■ PROBLEM DETAILS ■
Every line of the data must be copied exactly.
════════════════════
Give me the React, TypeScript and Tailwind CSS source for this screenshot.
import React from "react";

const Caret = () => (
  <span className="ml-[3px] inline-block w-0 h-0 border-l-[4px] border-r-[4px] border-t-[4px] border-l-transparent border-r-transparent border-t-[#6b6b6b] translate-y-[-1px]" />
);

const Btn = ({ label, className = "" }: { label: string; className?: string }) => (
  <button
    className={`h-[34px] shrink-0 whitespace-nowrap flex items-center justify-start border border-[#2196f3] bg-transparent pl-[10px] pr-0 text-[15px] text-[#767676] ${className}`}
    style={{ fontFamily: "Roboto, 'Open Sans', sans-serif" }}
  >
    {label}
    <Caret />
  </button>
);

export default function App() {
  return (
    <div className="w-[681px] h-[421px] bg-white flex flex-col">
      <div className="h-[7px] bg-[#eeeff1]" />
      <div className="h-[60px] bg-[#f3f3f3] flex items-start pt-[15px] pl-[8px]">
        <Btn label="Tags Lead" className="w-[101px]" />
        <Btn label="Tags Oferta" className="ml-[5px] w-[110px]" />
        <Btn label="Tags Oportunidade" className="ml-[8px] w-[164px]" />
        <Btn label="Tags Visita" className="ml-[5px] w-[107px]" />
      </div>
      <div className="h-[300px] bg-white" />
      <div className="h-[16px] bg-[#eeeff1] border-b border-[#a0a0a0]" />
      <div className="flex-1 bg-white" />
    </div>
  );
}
════════════════════
■ WORKED SOLUTION ■
Give me the React, TypeScript and Tailwind CSS source for this screenshot.
import React from "react";

const Caret = () => (
  <span className="ml-[3px] inline-block w-0 h-0 border-l-[4px] border-r-[4px] border-t-[4px] border-l-transparent border-r-transparent border-t-[#6b6b6b] translate-y-[-1px]" />
);

const Btn = ({ label, className = "" }: { label: string; className?: string }) => (
  <button
    className={`h-[34px] shrink-0 whitespace-nowrap flex items-center justify-start border border-[#2196f3] bg-transparent pl-[10px] pr-0 text-[15px] text-[#767676] ${className}`}
    style={{ fontFamily: "Roboto, 'Open Sans', sans-serif" }}
  >
    {label}
    <Caret />
  </button>
);

export default function App() {
  return (
    <div className="w-[681px] h-[421px] bg-white flex flex-col">
      <div className="h-[7px] bg-[#eeeff1]" />
      <div className="h-[60px] bg-[#f3f3f3] flex items-start pt-[15px] pl-[8px]">
        <Btn label="Tags Lead" className="w-[101px]" />
        <Btn label="Tags Oferta" className="ml-[5px] w-[110px]" />
        <Btn label="Tags Oportunidade" className="ml-[8px] w-[164px]" />
        <Btn label="Tags Visita" className="ml-[5px] w-[107px]" />
      </div>
      <div className="h-[300px] bg-white" />
      <div className="h-[16px] bg-[#eeeff1] border-b border-[#a0a0a0]" />
      <div className="flex-1 bg-white" />
    </div>
  );
}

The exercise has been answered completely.